Know Your Lore: Sylvanas Windrunner after the Cataclysm

Sylvanas Windrunner

We talked last week about how Sylvanas dealt with her final attempt at revenge against Arthas, and the failure of that attempt. Yes, Arthas was dead, and yes, she helped bring it about — but it wasn’t her hand that fired the fatal arrow, and his ultimate demise left her unsatisfied and without purpose. A brush with death would give her a purpose, however. From this moment on, Sylvanas would dedicate herself to the thing she lost in Varimathras’ attack on the Undercity and Putress’ betrayal.

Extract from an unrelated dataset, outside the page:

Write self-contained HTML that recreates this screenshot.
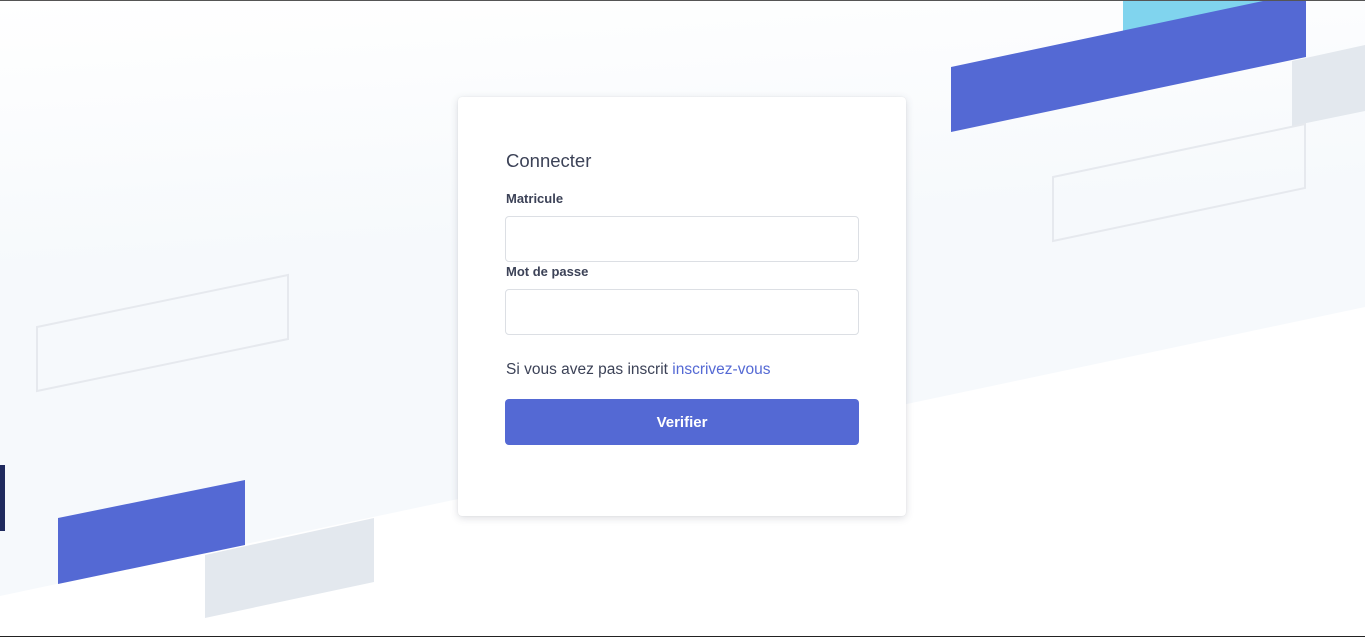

Sylvanas would seek control of her own destiny and the destiny of her Forsaken subjects.

The Sylvanas who dealt with the events of the Cataclysm and beyond it was not the same Sylvanas who went to Northrend. In a way, the loss she suffered from the death of Arthas was to permanently change her, as was her need to operate on her own, without support from her long-time (if treacherous) ally Varimathras. The new Warchief of the Horde, Garrosh Hellscream, would waste no love on Sylvanas and her Forsaken, and that, too, would need to be dealt with.

But Sylvanas was Ranger-General once, the only force on Azeroth to successfully balk Arthas during his original campaign to bring the Legion to Azeroth. She knew a little something about waging war — for example, she knew how to outlast an enemy. And unlike when she fought to defend Quel’Thalas, there would be no traitors in her ranks this time.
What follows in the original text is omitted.